▶ _PROMPT_:
Copy out the data exactly, leaving the pictures behind.

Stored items
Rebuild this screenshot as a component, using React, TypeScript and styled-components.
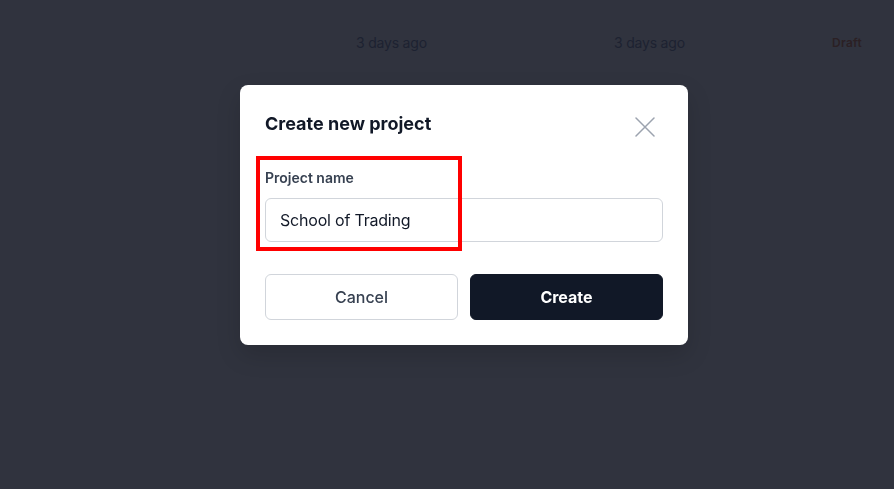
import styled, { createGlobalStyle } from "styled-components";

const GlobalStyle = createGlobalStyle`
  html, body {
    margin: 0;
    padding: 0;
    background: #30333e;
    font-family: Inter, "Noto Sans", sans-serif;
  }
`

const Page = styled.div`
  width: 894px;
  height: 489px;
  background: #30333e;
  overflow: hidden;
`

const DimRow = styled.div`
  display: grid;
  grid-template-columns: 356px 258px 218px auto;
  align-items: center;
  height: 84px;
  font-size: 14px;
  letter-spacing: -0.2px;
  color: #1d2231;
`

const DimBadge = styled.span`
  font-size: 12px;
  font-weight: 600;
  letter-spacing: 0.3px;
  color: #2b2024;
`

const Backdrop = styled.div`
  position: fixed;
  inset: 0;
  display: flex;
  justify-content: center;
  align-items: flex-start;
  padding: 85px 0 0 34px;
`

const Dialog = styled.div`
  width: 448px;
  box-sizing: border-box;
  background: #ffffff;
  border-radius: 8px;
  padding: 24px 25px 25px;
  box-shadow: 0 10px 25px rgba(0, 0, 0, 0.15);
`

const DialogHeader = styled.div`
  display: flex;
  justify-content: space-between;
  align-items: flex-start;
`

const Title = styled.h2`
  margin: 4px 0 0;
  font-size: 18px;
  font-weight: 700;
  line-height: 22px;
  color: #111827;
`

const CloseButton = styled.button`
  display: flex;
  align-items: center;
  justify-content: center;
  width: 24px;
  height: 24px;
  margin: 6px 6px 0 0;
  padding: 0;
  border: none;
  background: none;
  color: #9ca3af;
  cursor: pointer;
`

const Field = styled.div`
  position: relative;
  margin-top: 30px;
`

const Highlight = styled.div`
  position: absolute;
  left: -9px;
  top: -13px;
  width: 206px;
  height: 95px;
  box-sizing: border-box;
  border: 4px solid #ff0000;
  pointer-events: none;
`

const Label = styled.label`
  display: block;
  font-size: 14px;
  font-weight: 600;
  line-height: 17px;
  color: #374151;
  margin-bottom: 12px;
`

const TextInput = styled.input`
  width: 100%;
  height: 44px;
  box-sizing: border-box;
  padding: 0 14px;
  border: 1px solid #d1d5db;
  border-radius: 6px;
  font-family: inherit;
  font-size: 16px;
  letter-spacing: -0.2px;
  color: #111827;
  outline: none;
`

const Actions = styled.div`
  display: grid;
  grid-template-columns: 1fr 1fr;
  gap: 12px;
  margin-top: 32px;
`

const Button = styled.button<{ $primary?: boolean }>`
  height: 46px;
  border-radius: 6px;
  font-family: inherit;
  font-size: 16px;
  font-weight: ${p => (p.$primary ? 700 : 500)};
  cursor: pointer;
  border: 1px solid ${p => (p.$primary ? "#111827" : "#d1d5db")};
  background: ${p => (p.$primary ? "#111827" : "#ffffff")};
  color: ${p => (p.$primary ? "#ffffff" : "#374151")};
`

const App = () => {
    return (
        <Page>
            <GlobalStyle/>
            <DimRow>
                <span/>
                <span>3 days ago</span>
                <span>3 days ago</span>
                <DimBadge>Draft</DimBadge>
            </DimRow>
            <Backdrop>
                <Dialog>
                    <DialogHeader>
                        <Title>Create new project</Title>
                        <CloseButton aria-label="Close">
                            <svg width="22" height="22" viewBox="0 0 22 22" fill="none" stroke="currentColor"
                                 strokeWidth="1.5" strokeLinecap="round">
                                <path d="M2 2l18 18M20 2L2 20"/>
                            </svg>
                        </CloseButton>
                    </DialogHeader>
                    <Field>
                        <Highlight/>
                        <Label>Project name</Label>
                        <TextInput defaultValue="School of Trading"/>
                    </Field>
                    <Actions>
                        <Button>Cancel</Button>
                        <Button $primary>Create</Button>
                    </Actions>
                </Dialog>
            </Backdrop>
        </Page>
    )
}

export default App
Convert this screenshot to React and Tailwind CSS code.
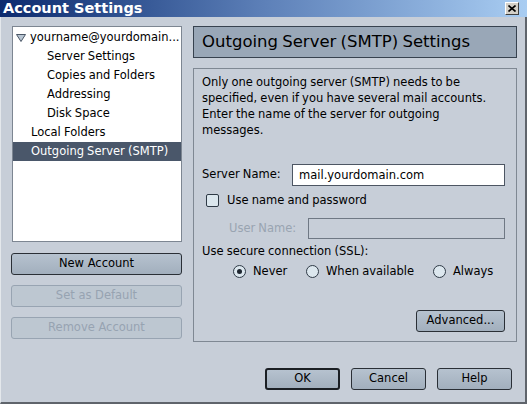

▶ _SOLUTION TO THIS PROBLEM_:
Rebuild this screenshot as a component, using React, TypeScript and styled-components.
import styled, { createGlobalStyle } from "styled-components";

const GlobalStyle = createGlobalStyle`
  html, body {
    margin: 0;
    padding: 0;
    background: #30333e;
    font-family: Inter, "Noto Sans", sans-serif;
  }
`

const Page = styled.div`
  width: 894px;
  height: 489px;
  background: #30333e;
  overflow: hidden;
`

const DimRow = styled.div`
  display: grid;
  grid-template-columns: 356px 258px 218px auto;
  align-items: center;
  height: 84px;
  font-size: 14px;
  letter-spacing: -0.2px;
  color: #1d2231;
`

const DimBadge = styled.span`
  font-size: 12px;
  font-weight: 600;
  letter-spacing: 0.3px;
  color: #2b2024;
`

const Backdrop = styled.div`
  position: fixed;
  inset: 0;
  display: flex;
  justify-content: center;
  align-items: flex-start;
  padding: 85px 0 0 34px;
`

const Dialog = styled.div`
  width: 448px;
  box-sizing: border-box;
  background: #ffffff;
  border-radius: 8px;
  padding: 24px 25px 25px;
  box-shadow: 0 10px 25px rgba(0, 0, 0, 0.15);
`

const DialogHeader = styled.div`
  display: flex;
  justify-content: space-between;
  align-items: flex-start;
`

const Title = styled.h2`
  margin: 4px 0 0;
  font-size: 18px;
  font-weight: 700;
  line-height: 22px;
  color: #111827;
`

const CloseButton = styled.button`
  display: flex;
  align-items: center;
  justify-content: center;
  width: 24px;
  height: 24px;
  margin: 6px 6px 0 0;
  padding: 0;
  border: none;
  background: none;
  color: #9ca3af;
  cursor: pointer;
`

const Field = styled.div`
  position: relative;
  margin-top: 30px;
`

const Highlight = styled.div`
  position: absolute;
  left: -9px;
  top: -13px;
  width: 206px;
  height: 95px;
  box-sizing: border-box;
  border: 4px solid #ff0000;
  pointer-events: none;
`

const Label = styled.label`
  display: block;
  font-size: 14px;
  font-weight: 600;
  line-height: 17px;
  color: #374151;
  margin-bottom: 12px;
`

const TextInput = styled.input`
  width: 100%;
  height: 44px;
  box-sizing: border-box;
  padding: 0 14px;
  border: 1px solid #d1d5db;
  border-radius: 6px;
  font-family: inherit;
  font-size: 16px;
  letter-spacing: -0.2px;
  color: #111827;
  outline: none;
`

const Actions = styled.div`
  display: grid;
  grid-template-columns: 1fr 1fr;
  gap: 12px;
  margin-top: 32px;
`

const Button = styled.button<{ $primary?: boolean }>`
  height: 46px;
  border-radius: 6px;
  font-family: inherit;
  font-size: 16px;
  font-weight: ${p => (p.$primary ? 700 : 500)};
  cursor: pointer;
  border: 1px solid ${p => (p.$primary ? "#111827" : "#d1d5db")};
  background: ${p => (p.$primary ? "#111827" : "#ffffff")};
  color: ${p => (p.$primary ? "#ffffff" : "#374151")};
`

const App = () => {
    return (
        <Page>
            <GlobalStyle/>
            <DimRow>
                <span/>
                <span>3 days ago</span>
                <span>3 days ago</span>
                <DimBadge>Draft</DimBadge>
            </DimRow>
            <Backdrop>
                <Dialog>
                    <DialogHeader>
                        <Title>Create new project</Title>
                        <CloseButton aria-label="Close">
                            <svg width="22" height="22" viewBox="0 0 22 22" fill="none" stroke="currentColor"
                                 strokeWidth="1.5" strokeLinecap="round">
                                <path d="M2 2l18 18M20 2L2 20"/>
                            </svg>
                        </CloseButton>
                    </DialogHeader>
                    <Field>
                        <Highlight/>
                        <Label>Project name</Label>
                        <TextInput defaultValue="School of Trading"/>
                    </Field>
                    <Actions>
                        <Button>Cancel</Button>
                        <Button $primary>Create</Button>
                    </Actions>
                </Dialog>
            </Backdrop>
        </Page>
    )
}

export default App
Convert this screenshot to React and Tailwind CSS code.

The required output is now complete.